DIRECTIVE:
Produce an exact transcription of the listing below, omitting the pictures.
═══ SOURCE DATA ═══
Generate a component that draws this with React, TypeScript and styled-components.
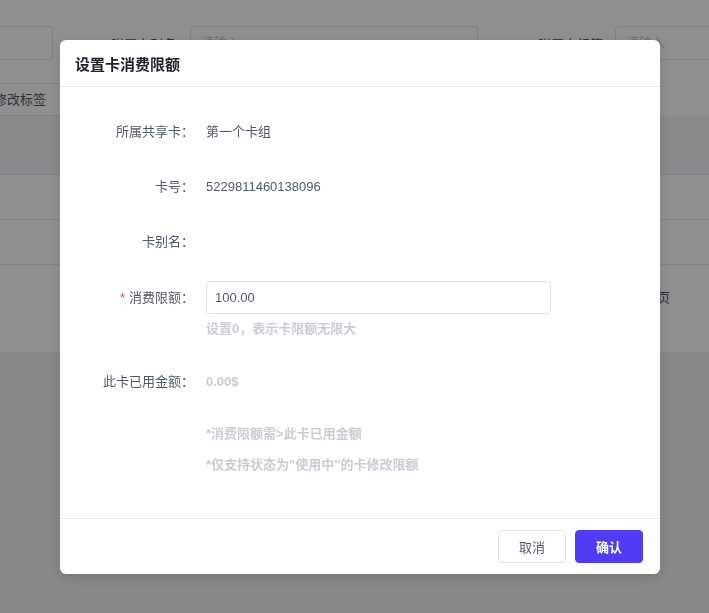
import React from "react";
import styled, { createGlobalStyle } from "styled-components";

const GlobalStyle = createGlobalStyle`
  html, body { margin: 0; padding: 0; background: #f1f2f4; }
  body { font-family: "Liberation Sans", Arial, "Noto Sans CJK SC", sans-serif; font-size: 13px; color: #4e5969; }
  * { box-sizing: border-box; }
`;

/* ---------- background page ---------- */
const Page = styled.div`
  width: 709px;
  height: 613px;
  overflow: hidden;
  background: #f1f2f4;
`;

const Panel = styled.div`
  background: #ffffff;
  height: 352px;
  display: flex;
  flex-direction: column;
`;

const FilterRow = styled.div`
  display: flex;
  align-items: center;
  height: 34px;
  margin-top: 26px;
`;

const FilterLabel = styled.span<{ $ml: number }>`
  margin-left: ${(p) => p.$ml}px;
  width: 65px;
  flex-shrink: 0;
  text-align: right;
  color: #4e5969;
  font-size: 13px;
`;

const FilterInput = styled.div<{ $w: number; $ml: number; $cut?: boolean }>`
  margin-left: ${(p) => p.$ml}px;
  width: ${(p) => p.$w}px;
  flex-shrink: 0;
  height: 34px;
  border: 1px solid #e5e6eb;
  border-left: ${(p) => (p.$cut ? "none" : "1px solid #e5e6eb")};
  border-radius: ${(p) => (p.$cut ? "0 4px 4px 0" : "4px")};
  color: #c9cdd4;
  padding-left: 10px;
  line-height: 32px;
  font-size: 13px;
`;

const Toolbar = styled.div`
  display: flex;
  margin-top: 23px;
`;

const GhostButton = styled.div`
  margin-left: -58px;
  height: 33px;
  padding: 0 24px 0 26px;
  border: 1px solid #e5e6eb;
  border-left: none;
  line-height: 31px;
  color: #4e5969;
  font-size: 13px;
`;

const TableHead = styled.div`
  height: 59px;
  background: #f5f6f8;
  border-bottom: 1px solid #e5e6eb;
`;

const TableRow = styled.div`
  height: 45px;
  border-bottom: 1px solid #e5e6eb;
`;

const Pager = styled.div`
  display: flex;
  justify-content: flex-end;
  padding: 22px 39px 0 0;
  color: #4e5969;
  font-size: 13px;
`;

/* ---------- modal ---------- */
const Overlay = styled.div`
  position: fixed;
  inset: 0;
  background: rgba(0, 0, 0, 0.44);
  display: flex;
  justify-content: center;
  align-items: flex-start;
  padding: 40px 0 0 11px;
`;

const Modal = styled.div`
  width: 600px;
  background: #ffffff;
  border-radius: 6px;
  box-shadow: 0 4px 14px rgba(0, 0, 0, 0.12);
  display: flex;
  flex-direction: column;
  overflow: hidden;
`;

const Header = styled.div`
  height: 47px;
  padding: 0 15px;
  display: flex;
  align-items: center;
  border-bottom: 1px solid #e9eaed;
`;

const Title = styled.h2`
  margin: 0;
  font-size: 15px;
  font-weight: 700;
  color: #1d2129;
`;

const Body = styled.div`
  padding: 29px 0 44px;
  display: flex;
  flex-direction: column;
`;

const Row = styled.div<{ $mb: number }>`
  display: flex;
  align-items: flex-start;
  margin-bottom: ${(p) => p.$mb}px;
`;

const Label = styled.div<{ $h?: number }>`
  width: 134px;
  flex-shrink: 0;
  height: ${(p) => p.$h ?? 32}px;
  line-height: ${(p) => p.$h ?? 32}px;
  text-align: right;
  color: #4e5969;
  font-size: 13px;
  white-space: nowrap;
`;

const Required = styled.span`
  color: #f53f3f;
  margin-right: 4px;
`;

const Content = styled.div`
  margin-left: 12px;
  display: flex;
  flex-direction: column;
`;

const Value = styled.div<{ $muted?: boolean }>`
  height: 32px;
  line-height: 32px;
  font-size: 13px;
  color: ${(p) => (p.$muted ? "#c9cdd4" : "#4e5969")};
  font-weight: ${(p) => (p.$muted ? 600 : 400)};
`;

const Input = styled.input`
  width: 345px;
  height: 33px;
  border: 1px solid #dfe1e6;
  border-radius: 4px;
  padding: 0 8px;
  font-family: inherit;
  font-size: 13px;
  color: #4e5969;
  outline: none;
  background: #fff;
`;

const Hint = styled.div<{ $mt: number }>`
  margin-top: ${(p) => p.$mt}px;
  line-height: 18px;
  font-size: 13px;
  color: #c9cdd4;
  font-weight: 600;
`;

const Notes = styled.div`
  margin-left: 146px;
  display: flex;
  flex-direction: column;
`;

const Footer = styled.div`
  height: 56px;
  border-top: 1px solid #e9eaed;
  display: flex;
  align-items: center;
  justify-content: flex-end;
  gap: 9px;
  padding: 0 17px 0 0;
`;

const Button = styled.button<{ $primary?: boolean }>`
  width: 68px;
  height: 33px;
  border-radius: 4px;
  font-family: inherit;
  font-size: 13px;
  cursor: pointer;
  border: 1px solid ${(p) => (p.$primary ? "#503cf6" : "#e1e3e8")};
  background: ${(p) => (p.$primary ? "#503cf6" : "#ffffff")};
  color: ${(p) => (p.$primary ? "#ffffff" : "#4e5969")};
  font-weight: ${(p) => (p.$primary ? 700 : 400)};
`;

export default function App() {
  return (
    <>
      <GlobalStyle />
      <Page>
        <Panel>
          <FilterRow>
            <FilterInput $w={53} $ml={0} $cut />
            <FilterLabel $ml={58}>附属卡别名</FilterLabel>
            <FilterInput $w={288} $ml={14}>请输入</FilterInput>
            <FilterLabel $ml={60}>附属卡标签</FilterLabel>
            <FilterInput $w={140} $ml={12}>请输入</FilterInput>
          </FilterRow>
          <Toolbar>
            <GhostButton>批量修改标签</GhostButton>
          </Toolbar>
          <TableHead />
          <TableRow />
          <TableRow />
          <Pager>前往 1 页</Pager>
        </Panel>
      </Page>
      <Overlay>
        <Modal>
          <Header>
            <Title>设置卡消费限额</Title>
          </Header>
          <Body>
            <Row $mb={23}>
              <Label>所属共享卡：</Label>
              <Content>
                <Value>第一个卡组</Value>
              </Content>
            </Row>
            <Row $mb={23}>
              <Label>卡号：</Label>
              <Content>
                <Value>5229811460138096</Value>
              </Content>
            </Row>
            <Row $mb={23}>
              <Label>卡别名：</Label>
              <Content>
                <Value />
              </Content>
            </Row>
            <Row $mb={28}>
              <Label $h={33}>
                <Required>*</Required>消费限额：
              </Label>
              <Content>
                <Input defaultValue="100.00" />
                <Hint $mt={6}>设置0，表示卡限额无限大</Hint>
              </Content>
            </Row>
            <Row $mb={27}>
              <Label>此卡已用金额：</Label>
              <Content>
                <Value $muted>0.00$</Value>
              </Content>
            </Row>
            <Notes>
              <Hint $mt={0}>*消费限额需&gt;此卡已用金额</Hint>
              <Hint $mt={13}>*仅支持状态为"使用中"的卡修改限额</Hint>
            </Notes>
          </Body>
          <Footer>
            <Button>取消</Button>
            <Button $primary>确认</Button>
          </Footer>
        </Modal>
      </Overlay>
    </>
  );
}
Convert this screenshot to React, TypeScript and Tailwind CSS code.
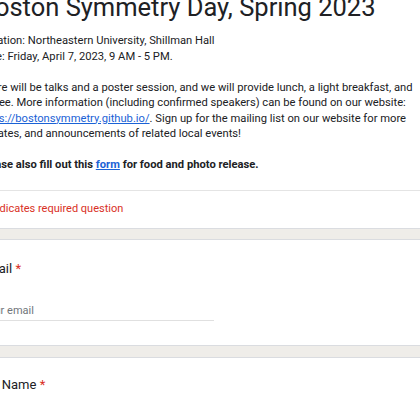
═══
SOLVED PROBLEM:
Generate a component that draws this with React, TypeScript and styled-components.
import React from "react";
import styled, { createGlobalStyle } from "styled-components";

const GlobalStyle = createGlobalStyle`
  html, body { margin: 0; padding: 0; background: #f1f2f4; }
  body { font-family: "Liberation Sans", Arial, "Noto Sans CJK SC", sans-serif; font-size: 13px; color: #4e5969; }
  * { box-sizing: border-box; }
`;

/* ---------- background page ---------- */
const Page = styled.div`
  width: 709px;
  height: 613px;
  overflow: hidden;
  background: #f1f2f4;
`;

const Panel = styled.div`
  background: #ffffff;
  height: 352px;
  display: flex;
  flex-direction: column;
`;

const FilterRow = styled.div`
  display: flex;
  align-items: center;
  height: 34px;
  margin-top: 26px;
`;

const FilterLabel = styled.span<{ $ml: number }>`
  margin-left: ${(p) => p.$ml}px;
  width: 65px;
  flex-shrink: 0;
  text-align: right;
  color: #4e5969;
  font-size: 13px;
`;

const FilterInput = styled.div<{ $w: number; $ml: number; $cut?: boolean }>`
  margin-left: ${(p) => p.$ml}px;
  width: ${(p) => p.$w}px;
  flex-shrink: 0;
  height: 34px;
  border: 1px solid #e5e6eb;
  border-left: ${(p) => (p.$cut ? "none" : "1px solid #e5e6eb")};
  border-radius: ${(p) => (p.$cut ? "0 4px 4px 0" : "4px")};
  color: #c9cdd4;
  padding-left: 10px;
  line-height: 32px;
  font-size: 13px;
`;

const Toolbar = styled.div`
  display: flex;
  margin-top: 23px;
`;

const GhostButton = styled.div`
  margin-left: -58px;
  height: 33px;
  padding: 0 24px 0 26px;
  border: 1px solid #e5e6eb;
  border-left: none;
  line-height: 31px;
  color: #4e5969;
  font-size: 13px;
`;

const TableHead = styled.div`
  height: 59px;
  background: #f5f6f8;
  border-bottom: 1px solid #e5e6eb;
`;

const TableRow = styled.div`
  height: 45px;
  border-bottom: 1px solid #e5e6eb;
`;

const Pager = styled.div`
  display: flex;
  justify-content: flex-end;
  padding: 22px 39px 0 0;
  color: #4e5969;
  font-size: 13px;
`;

/* ---------- modal ---------- */
const Overlay = styled.div`
  position: fixed;
  inset: 0;
  background: rgba(0, 0, 0, 0.44);
  display: flex;
  justify-content: center;
  align-items: flex-start;
  padding: 40px 0 0 11px;
`;

const Modal = styled.div`
  width: 600px;
  background: #ffffff;
  border-radius: 6px;
  box-shadow: 0 4px 14px rgba(0, 0, 0, 0.12);
  display: flex;
  flex-direction: column;
  overflow: hidden;
`;

const Header = styled.div`
  height: 47px;
  padding: 0 15px;
  display: flex;
  align-items: center;
  border-bottom: 1px solid #e9eaed;
`;

const Title = styled.h2`
  margin: 0;
  font-size: 15px;
  font-weight: 700;
  color: #1d2129;
`;

const Body = styled.div`
  padding: 29px 0 44px;
  display: flex;
  flex-direction: column;
`;

const Row = styled.div<{ $mb: number }>`
  display: flex;
  align-items: flex-start;
  margin-bottom: ${(p) => p.$mb}px;
`;

const Label = styled.div<{ $h?: number }>`
  width: 134px;
  flex-shrink: 0;
  height: ${(p) => p.$h ?? 32}px;
  line-height: ${(p) => p.$h ?? 32}px;
  text-align: right;
  color: #4e5969;
  font-size: 13px;
  white-space: nowrap;
`;

const Required = styled.span`
  color: #f53f3f;
  margin-right: 4px;
`;

const Content = styled.div`
  margin-left: 12px;
  display: flex;
  flex-direction: column;
`;

const Value = styled.div<{ $muted?: boolean }>`
  height: 32px;
  line-height: 32px;
  font-size: 13px;
  color: ${(p) => (p.$muted ? "#c9cdd4" : "#4e5969")};
  font-weight: ${(p) => (p.$muted ? 600 : 400)};
`;

const Input = styled.input`
  width: 345px;
  height: 33px;
  border: 1px solid #dfe1e6;
  border-radius: 4px;
  padding: 0 8px;
  font-family: inherit;
  font-size: 13px;
  color: #4e5969;
  outline: none;
  background: #fff;
`;

const Hint = styled.div<{ $mt: number }>`
  margin-top: ${(p) => p.$mt}px;
  line-height: 18px;
  font-size: 13px;
  color: #c9cdd4;
  font-weight: 600;
`;

const Notes = styled.div`
  margin-left: 146px;
  display: flex;
  flex-direction: column;
`;

const Footer = styled.div`
  height: 56px;
  border-top: 1px solid #e9eaed;
  display: flex;
  align-items: center;
  justify-content: flex-end;
  gap: 9px;
  padding: 0 17px 0 0;
`;

const Button = styled.button<{ $primary?: boolean }>`
  width: 68px;
  height: 33px;
  border-radius: 4px;
  font-family: inherit;
  font-size: 13px;
  cursor: pointer;
  border: 1px solid ${(p) => (p.$primary ? "#503cf6" : "#e1e3e8")};
  background: ${(p) => (p.$primary ? "#503cf6" : "#ffffff")};
  color: ${(p) => (p.$primary ? "#ffffff" : "#4e5969")};
  font-weight: ${(p) => (p.$primary ? 700 : 400)};
`;

export default function App() {
  return (
    <>
      <GlobalStyle />
      <Page>
        <Panel>
          <FilterRow>
            <FilterInput $w={53} $ml={0} $cut />
            <FilterLabel $ml={58}>附属卡别名</FilterLabel>
            <FilterInput $w={288} $ml={14}>请输入</FilterInput>
            <FilterLabel $ml={60}>附属卡标签</FilterLabel>
            <FilterInput $w={140} $ml={12}>请输入</FilterInput>
          </FilterRow>
          <Toolbar>
            <GhostButton>批量修改标签</GhostButton>
          </Toolbar>
          <TableHead />
          <TableRow />
          <TableRow />
          <Pager>前往 1 页</Pager>
        </Panel>
      </Page>
      <Overlay>
        <Modal>
          <Header>
            <Title>设置卡消费限额</Title>
          </Header>
          <Body>
            <Row $mb={23}>
              <Label>所属共享卡：</Label>
              <Content>
                <Value>第一个卡组</Value>
              </Content>
            </Row>
            <Row $mb={23}>
              <Label>卡号：</Label>
              <Content>
                <Value>5229811460138096</Value>
              </Content>
            </Row>
            <Row $mb={23}>
              <Label>卡别名：</Label>
              <Content>
                <Value />
              </Content>
            </Row>
            <Row $mb={28}>
              <Label $h={33}>
                <Required>*</Required>消费限额：
              </Label>
              <Content>
                <Input defaultValue="100.00" />
                <Hint $mt={6}>设置0，表示卡限额无限大</Hint>
              </Content>
            </Row>
            <Row $mb={27}>
              <Label>此卡已用金额：</Label>
              <Content>
                <Value $muted>0.00$</Value>
              </Content>
            </Row>
            <Notes>
              <Hint $mt={0}>*消费限额需&gt;此卡已用金额</Hint>
              <Hint $mt={13}>*仅支持状态为"使用中"的卡修改限额</Hint>
            </Notes>
          </Body>
          <Footer>
            <Button>取消</Button>
            <Button $primary>确认</Button>
          </Footer>
        </Modal>
      </Overlay>
    </>
  );
}
Convert this screenshot to React, TypeScript and Tailwind CSS code.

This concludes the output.